I verified this with sorting the debug statements by time stamp.

The counter reaches 0 much too quickly because of this issue, of course. open_enrichments is initially set to 8 but gets (effective for other tasks reading the counter with a key.get()) decremented 12 or 13 times, which I don't understand from what I learned about transactions in NDB.

EDIT:

To clarify the sequence:

  • Task A enters this piece of code with open_enrichments = 5
  • Task A leaves this piece of code with open_enrichments = 4 and fails, because in the meantime
  • Task B entered this piece of code with open_enrichments = 4 (not 5) !!!! it seems the >>thing = tkey.get()<< resulted in a changed entity already
  • Task B leaves this piece of code with open_enrichments = 3 and commits successfully
  • Task A re-enters this piece of code with open_enrichments = 3
  • Task A leaves this piece of code with open_enrichments = 2 and commits

So the two tasks have run successfully only twice but the counter is decremented by 3 !!

Markus Breuer
  • 117
  • 1
  • 6
  • Is the task failing, and retrying, because of something outside the transaction? – Greg Jan 11 '14 at 10:38
  • It is not the task, which fails, but the method (because one instance of the transactional method 'collides' with another instance in another task).
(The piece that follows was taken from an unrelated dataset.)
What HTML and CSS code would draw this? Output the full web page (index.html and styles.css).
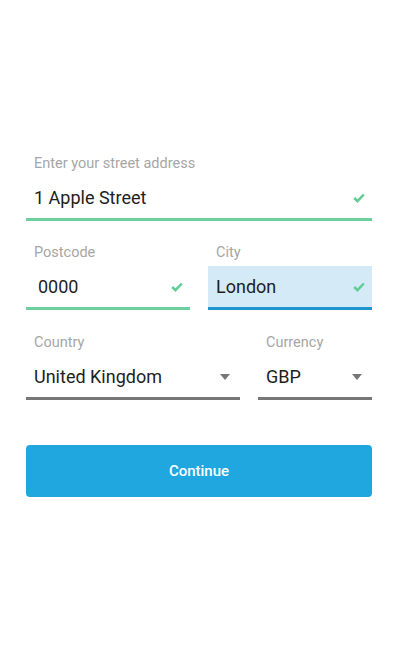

So the method is retried - up to 2 times as the @decorator specifies. – Markus Breuer Jan 11 '14 at 11:11
  • I think you need to use parent/ancestor for strong consistency: https://developers.google.com/appengine/docs/python/datastore/structuring_for_strong_consistency – jacek2v Jan 11 '14 at 21:18
  • Well, if I use this approach ... all entities (rows) in this group fall under the rule of "less than 1 write ops per second", which is a rather strict limitation, if you have a few hundred entities you are handling here with concurrent tasks. – Markus Breuer Jan 16 '14 at 09:15
  • How do you know that task A is failing? The log entries wont tell you, the timing wont be consistent. ie: if Task A enters and leaves, then Task B enters and leaves, the log entries might go Task A enters, Task B enters, Task A leaves, Task B leaves. – Emlyn O'Regan Feb 22 '17 at 07:08

1 Answers1

0

Appengine transactions can actually be committed but still fail, and be retried (3 times by default). See the first note on this page.

So it is really important that your transaction is idempotent. Can you set open_enrichments to a given number instead of decrementing in the transaction?

FoxyLad
  • 1,616
  • 11
  • 12